The sample mean X̄ is a sufficient statistic for the mean μ of a normal distribution with known variance. Which statement best captures what 'sufficient' means here?
AX̄ is the most accurate (minimum variance) unbiased estimator of μ
BGiven X̄, the conditional distribution of the full data no longer contains any information about μ
CX̄ uses all n observations in its formula, so no information is discarded
DNo other statistic derived from the data could provide additional information about μ beyond what X̄ already provides
Sufficiency is precisely the statement that T(X) 'screens off' the raw data from the parameter: knowing T(X), the conditional distribution of X given T(X) = t does not depend on θ. So a second analyst who only receives T(X) can do everything inferentially that a first analyst with the full dataset can do. Option A confuses sufficiency with efficiency (minimum variance). Option C confuses using all data points in a formula with capturing all parameter information. Option D is close but subtly wrong — another statistic *could* be computed, but it adds no new information about θ.
Question 2 Multiple Choice
You have a random sample from a Poisson(λ) distribution. Another analyst tells you only the sample sum ΣXᵢ. According to sufficiency of ΣXᵢ for λ, which of the following is correct?

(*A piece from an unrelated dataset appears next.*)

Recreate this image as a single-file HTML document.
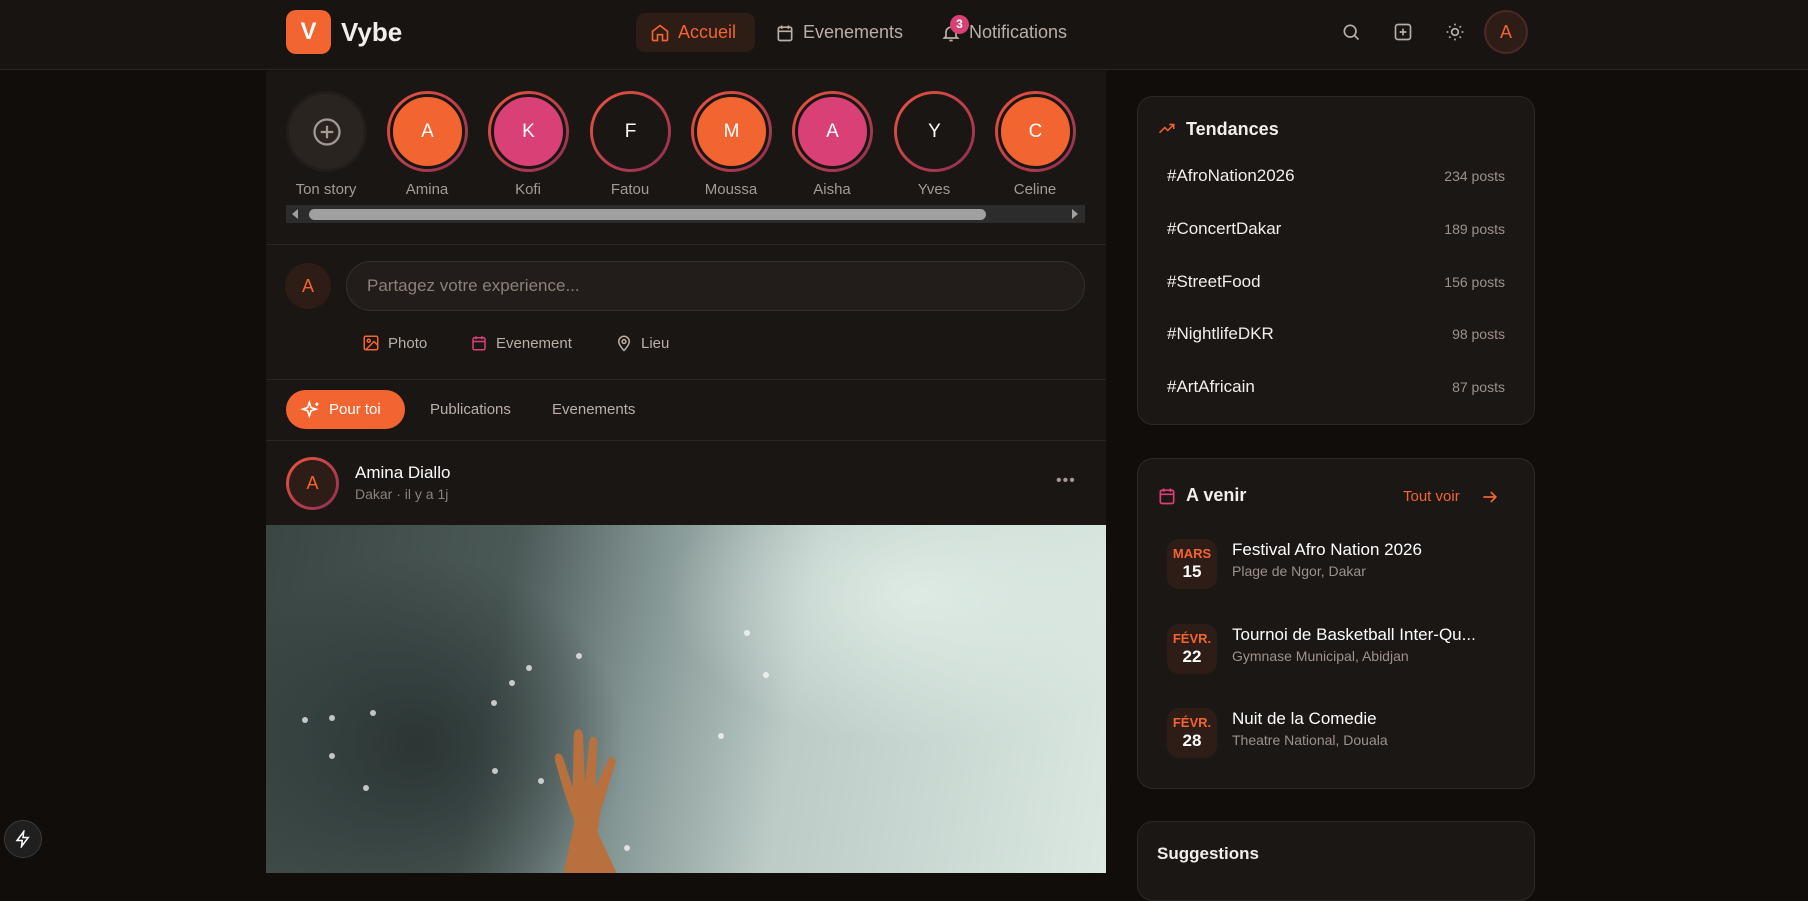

AYou could reconstruct the individual observation values from ΣXᵢ if you knew their order
BThe sample sum is less informative than the sample mean since it ignores sample size
CKnowing the individual observation values beyond ΣXᵢ provides additional information about λ that ΣXᵢ alone does not capture
DKnowing the individual observation values beyond ΣXᵢ provides no additional information about λ
This is the direct meaning of sufficiency: once you have the sufficient statistic ΣXᵢ, the remaining individual data values (conditioned on the sum) are distributed independently of λ — they carry no further information about λ. The analogy: if you want to know how many heads a biased coin will produce, knowing the total number of heads in n flips (the sufficient statistic) tells you everything; the order of the flips adds nothing. Option C (wrong answer) is the common mistake of assuming more data always means more information — sufficiency is exactly the theorem that says a compressed summary can be lossless.
Question 3 True / False
A sufficient statistic is expected to typically reduce the data to a single scalar number.
TTrue
FFalse
Answer: False
Sufficient statistics can be vector-valued. For a Uniform(0, θ) distribution, the sufficient statistic is the sample maximum X_(n) — a single number. But for a Normal(μ, σ²) distribution with both parameters unknown, the sufficient statistic is the pair (X̄, S²) — a two-dimensional vector. More generally, k-parameter exponential family distributions have k-dimensional sufficient statistics. The dimensionality of the sufficient statistic reflects how many degrees of freedom the parameter has, not some general rule that compression must reach a single number.
Question 4 True / False
If T(X) is a sufficient statistic for θ, any one-to-one function of T(X) is also sufficient for θ.
TTrue
FFalse
Answer: True
A one-to-one (invertible) function of a sufficient statistic is still sufficient, because no information is lost. If you know h(T(X)) and h is invertible, you can recover T(X) exactly, so the conditional distribution of X given h(T(X)) still does not depend on θ. This is why ΣXᵢ and X̄ are both sufficient for the normal mean — they contain identical information. However, a non-invertible function of a sufficient statistic is generally *not* sufficient, because it may discard information.
Question 5 Short Answer
Explain in your own words why the factorization theorem — f(x|θ) = g(T(x)|θ)·h(x) — captures the concept of sufficiency.
Think about your answer, then reveal below.
Model answer: The factorization says the likelihood function can be split into two parts: g, which depends on both the data and θ but only through the statistic T(x), and h, which depends on the data but not on θ. This means all of the data's 'signal' about θ flows through T(x). The part of the data not captured by T(x) — encoded in h(x) — tells you nothing about θ. So conditioning on T(x), the remaining variation in x is parameter-free, which is exactly what sufficiency requires.
The factorization is powerful because it gives a practical test for sufficiency without computing conditional distributions directly. If you can write the joint density as a product where one factor only involves θ through T(x) and the other factor is free of θ, then T(x) is sufficient. The intuition: g(T(x)|θ) is the 'informative' factor; h(x) is the 'noise' that carries no signal about θ. This structure also underlies the Rao-Blackwell theorem — a sufficient statistic is the right object to condition on when improving estimators.